Under the November 27 ceasefire accord, which ended two months of all-out war between Israel and Hezbollah, the Lebanese army has 60 days to deploy alongside peacekeepers from the UNIFIL mission in south Lebanon as the Israeli army withdraws.
At the same time, Hezbollah is required to pull its forces north of the Litani River, around 30 kilometers (20 miles) from the border, and dismantle any remaining military infrastructure it has in the south.
Qassem’s speech came as Guterres met Lebanon’s new President Joseph Aoun, the former army chief who has vowed that the state would have “a monopoly” on bearing weapons.
Analysts say Hezbollah’s weakening in the war with Israel allowed Lebanon’s deeply divided political class to elect Aoun and to back his naming as prime minister Nawaf Salam, who was presiding judge at the International Criminal Court.

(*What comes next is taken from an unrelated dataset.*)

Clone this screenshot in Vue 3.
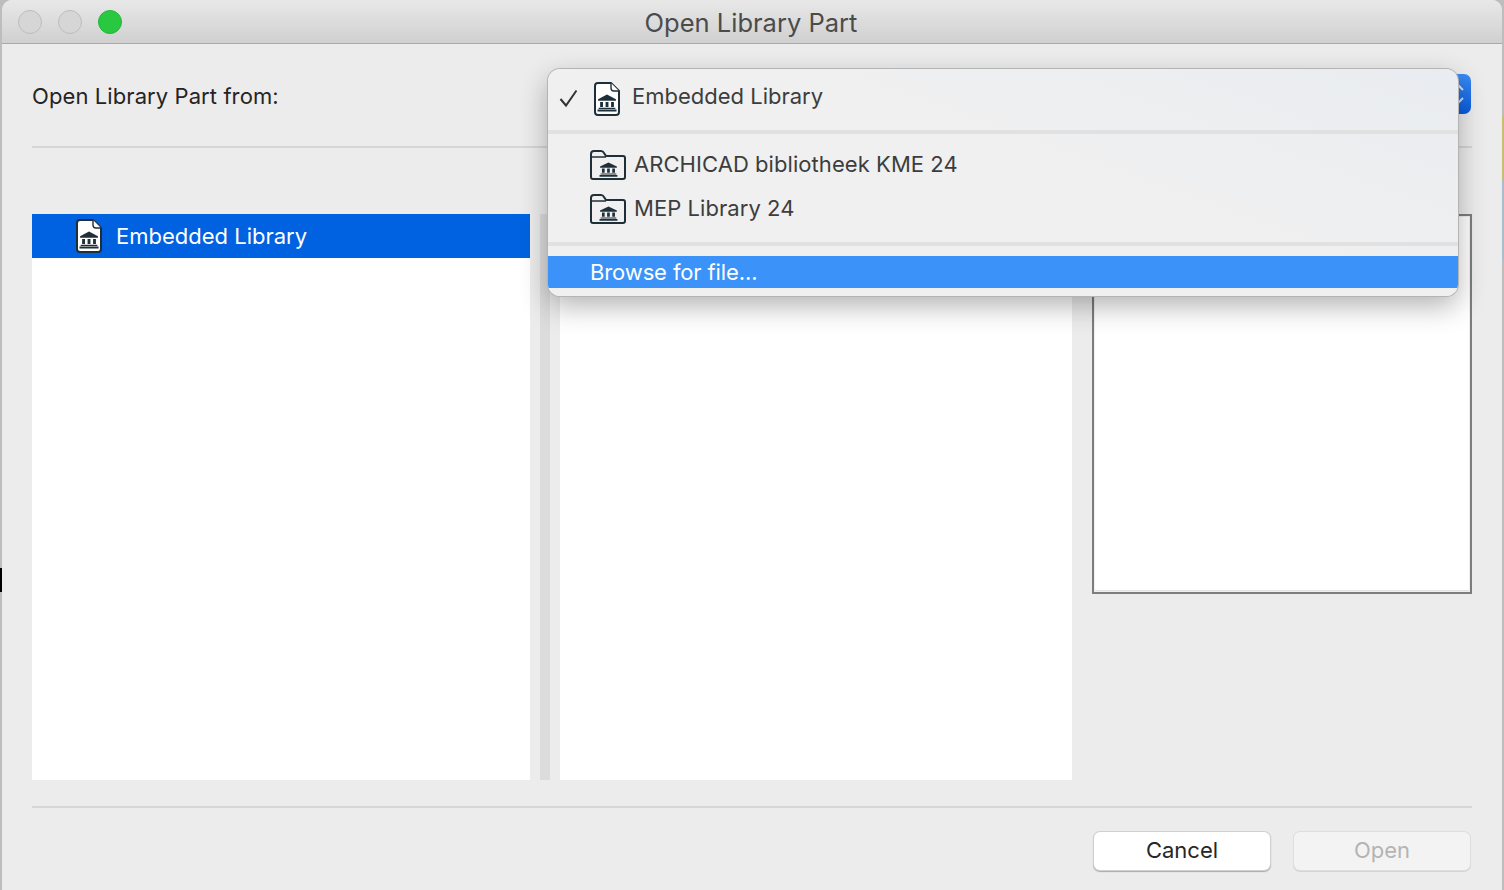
<script setup>
const folders = ['ARCHICAD bibliotheek KME 24', 'MEP Library 24']
</script>

<template>
  <div class="desktop">
    <i class="strip s-black"></i>
    <i class="strip s-olive"></i>
    <i class="strip s-steel"></i>
    <svg class="defs" width="0" height="0" aria-hidden="true">
      <defs>
        <g id="bank">
          <path d="M8 0.5 L15.5 4.8 V6.2 H0.5 V4.8 Z" fill="#1f2f3a"/>
          <path d="M2.2 7.2 H4.6 V11.8 H2.2 Z M6.8 7.2 H9.2 V11.8 H6.8 Z M11.4 7.2 H13.8 V11.8 H11.4 Z" fill="#1f2f3a"/>
          <path d="M1 12.4 H15 V13.6 H1 Z M0 14.2 H16 V16 H0 Z" fill="#1f2f3a"/>
        </g>
        <g id="doc">
          <path d="M4 1 H17 L25 9 V30 Q25 33 22 33 H4 Q1 33 1 30 V4 Q1 1 4 1 Z" fill="#fff" stroke="#1f2f3a" stroke-width="2"/>
          <path d="M17 1 V6 Q17 9 20 9 H25" fill="#fff" stroke="#1f2f3a" stroke-width="1.4"/>
          <use href="#bank" transform="translate(3.5 12) scale(1.19 1.1)"/>
        </g>
        <g id="folder">
          <path d="M1 4 Q1 1 4 1 H11 Q13 1 14 3 L16 6 H33 Q35 6 35 8 V27 Q35 29 33 29 H3 Q1 29 1 27 Z" fill="none" stroke="#1f2f3a" stroke-width="2"/>
          <path d="M1 7 H16" fill="none" stroke="#1f2f3a" stroke-width="1.4"/>
          <use href="#bank" transform="translate(9.5 12) scale(1.12 0.92)"/>
        </g>
      </defs>
    </svg>

    <div class="window">
      <header class="titlebar">
        <div class="lights">
          <span class="light"></span>
          <span class="light"></span>
          <span class="light green"></span>
        </div>
        <h1 class="title">Open Library Part</h1>
      </header>

      <main class="content">
        <div class="source-row">
          <span class="label">Open Library Part from:</span>
          <div class="select">
            <svg class="chevrons" width="16" height="24" viewBox="0 0 16 24">
              <path d="M3 8 L9 2 L15 8 M3 16 L9 22 L15 16" fill="none" stroke="#cfe0fb" stroke-width="2"/>
            </svg>
          </div>
        </div>
        <div class="rule"></div>

        <div class="panes">
          <div class="list">
            <div class="list-row">
              <svg class="doc" width="26" height="34" viewBox="0 0 26 34"><use href="#doc"/></svg>
              <span>Embedded Library</span>
            </div>
          </div>
          <div class="scroll"><span class="scroll-track"></span></div>
          <div class="list second"></div>
          <div class="preview"></div>
        </div>

        <div class="rule bottom"></div>
        <footer class="actions">
          <button class="btn">Cancel</button>
          <button class="btn disabled">Open</button>
        </footer>

        <div class="menu">
          <div class="menu-top">
            <svg class="check" width="22" height="20" viewBox="0 0 22 20">
              <path d="M2.5 11 L8 17.5 L18.5 2.5" fill="none" stroke="#333" stroke-width="2"/>
            </svg>
            <svg class="doc" width="26" height="34" viewBox="0 0 26 34"><use href="#doc"/></svg>
            <span>Embedded Library</span>
          </div>
          <div class="menu-sep"></div>
          <div class="menu-group">
            <div v-for="f in folders" :key="f" class="menu-folder">
              <svg width="36" height="30" viewBox="0 0 36 30"><use href="#folder"/></svg>
              <span>{{ f }}</span>
            </div>
          </div>
          <div class="menu-sep"></div>
          <div class="menu-browse">Browse for file...</div>
        </div>
      </main>
    </div>
  </div>
</template>

<style>
html, body { margin: 0; padding: 0; overflow: hidden; }
</style>

<style scoped>
.desktop {
  position: relative;
  width: 1504px;
  height: 890px;
  background: #bdbdbd;
  font-family: Inter, "Liberation Sans", sans-serif;
  overflow: hidden;
}
.defs { position: absolute; }
.strip { position: absolute; width: 2px; }
.s-black { left: 0; top: 568px; height: 24px; background: #000; }
.s-olive { right: 0; top: 116px; height: 64px; background: #c9bd74; }
.s-steel { right: 0; top: 180px; height: 80px; background: #a9bdca; }
.window {
  position: absolute;
  left: 2px;
  top: 0;
  width: 1500px;
  height: 890px;
  display: flex;
  flex-direction: column;
  background: #ececec;
  border-radius: 10px 10px 0 0;
  overflow: hidden;
}
.titlebar {
  position: relative;
  height: 43px;
  flex: none;
  display: flex;
  align-items: center;
  justify-content: center;
  background: linear-gradient(#e8e8e8, #d0d0d0);
  border-bottom: 1px solid #a9a9a9;
}
.lights {
  position: absolute;
  left: 16px;
  top: 10px;
  display: flex;
  gap: 16px;
}
.light {
  width: 24px;
  height: 24px;
  box-sizing: border-box;
  border-radius: 50%;
  background: #d6d6d6;
  border: 1px solid #bcbcbc;
}
.light.green { background: #28c940; border-color: #24b53a; }
.title {
  margin: 2px 0 0 -2px;
  font-size: 25.5px;
  font-weight: 400;
  color: #4b4b4b;
}
.content {
  position: relative;
  flex: 1;
  display: flex;
  flex-direction: column;
  padding: 0 30px;
}
.source-row {
  height: 102px;
  flex: none;
  display: flex;
  align-items: flex-start;
  justify-content: space-between;
}
.label {
  margin-top: 38px;
  font-size: 22px;
  line-height: 28px;
  letter-spacing: 0.09px;
  color: #242424;
}
.select {
  margin-top: 30px;
  margin-right: 1px;
  width: 920px;
  height: 40px;
  box-sizing: border-box;
  padding: 8px 7px 0 0;
  display: flex;
  justify-content: flex-end;
  border-radius: 7px;
  background: linear-gradient(#3a8bf5, #0a5ce0);
}
.rule {
  height: 2px;
  flex: none;
  background: #d6d6d6;
}
.panes {
  margin-top: 66px;
  height: 566px;
  flex: none;
  display: flex;
  align-items: flex-start;
}
.list {
  width: 498px;
  height: 566px;
  background: #fff;
}
.list-row {
  height: 44px;
  display: flex;
  align-items: center;
  gap: 14px;
  padding-left: 44px;
  background: #0062e1;
  color: #fff;
  font-size: 22px;
}
.scroll {
  width: 30px;
  height: 566px;
  display: flex;
  justify-content: center;
}
.scroll-track {
  width: 10px;
  height: 100%;
  background: #dcdcdc;
}
.list.second {
  width: 512px;
}
.preview {
  margin-left: 20px;
  width: 380px;
  height: 380px;
  box-sizing: border-box;
  background: #fff;
  border: 2px solid #7d7d7d;
  box-shadow: inset 0 0 0 1px #efefef, inset 0 -2px 0 #e2e2e2;
}
.bottom {
  margin-top: 26px;
}
.actions {
  margin-top: 24px;
  display: flex;
  justify-content: flex-end;
  gap: 24px;
  padding-right: 2px;
}
.btn {
  width: 176px;
  height: 38px;
  padding: 0 0 2px;
  border: 0;
  border-radius: 6px;
  background: #fff;
  font-family: inherit;
  font-size: 22px;
  color: #262626;
  box-shadow: 0 0 0 1px #d0d0d0, 0 1px 1px 1px #aaa;
}
.btn.disabled {
  background: #f3f3f3;
  color: #b4b4b4;
  box-shadow: 0 0 0 1px #dedede, 0 1px 0 1px #d4d4d4;
}
.menu {
  position: absolute;
  left: 546px;
  top: 25px;
  width: 910px;
  height: 227px;
  box-sizing: border-box;
  display: flex;
  flex-direction: column;
  border-radius: 12px;
  overflow: hidden;
  background: linear-gradient(200deg, #e9ecf0, #f0f0f0 45%);
  box-shadow: 0 0 0 1px #b4b4b4, 0 10px 28px rgba(0, 0, 0, 0.3);
  font-size: 22px;
  color: #3d3d3d;
}
.menu-top {
  height: 61px;
  flex: none;
  display: flex;
  align-items: center;
  padding-left: 10px;
}
.menu-top .check { margin-right: 14px; margin-top: -3px; }
.menu-top .doc { margin-right: 12px; margin-top: -1px; }
.menu-top span { margin-top: -7px; }
.menu-sep {
  height: 4px;
  flex: none;
  background: #e1e1e1;
}
.menu-group {
  height: 108px;
  flex: none;
  padding-top: 8px;
  box-sizing: border-box;
}
.menu-folder {
  height: 44px;
  display: flex;
  align-items: center;
  letter-spacing: 0.06px;
  gap: 8px;
  padding-left: 42px;
}
.menu-folder svg { margin-top: 2px; }
.menu-folder span { margin-top: -1px; }
.menu-browse {
  margin-top: 10px;
  height: 32px;
  flex: none;
  display: flex;
  align-items: center;
  padding-left: 42px;
  letter-spacing: -0.12px;
  background: #3b92f8;
  color: #fff;
}
</style>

Qassem insisted Hezbollah and ally Amal’s backing “is what led to the election of the president by consensus,” after around two years of deadlock.
“No one can exploit the results of the aggression in domestic politics,” he warned. “No one can exclude us from effective and influential political participation in the country.”
After his meeting with Aoun on Saturday, Guterres expressed hope Lebanon could open “a new chapter of peace.” The UN chief has said he is on a “visit of solidarity” with Lebanon.
French President Emmanuel Macron was also in Lebanon on Friday and said there must be “accelerated” implementation of the Israel-Hezbollah ceasefire.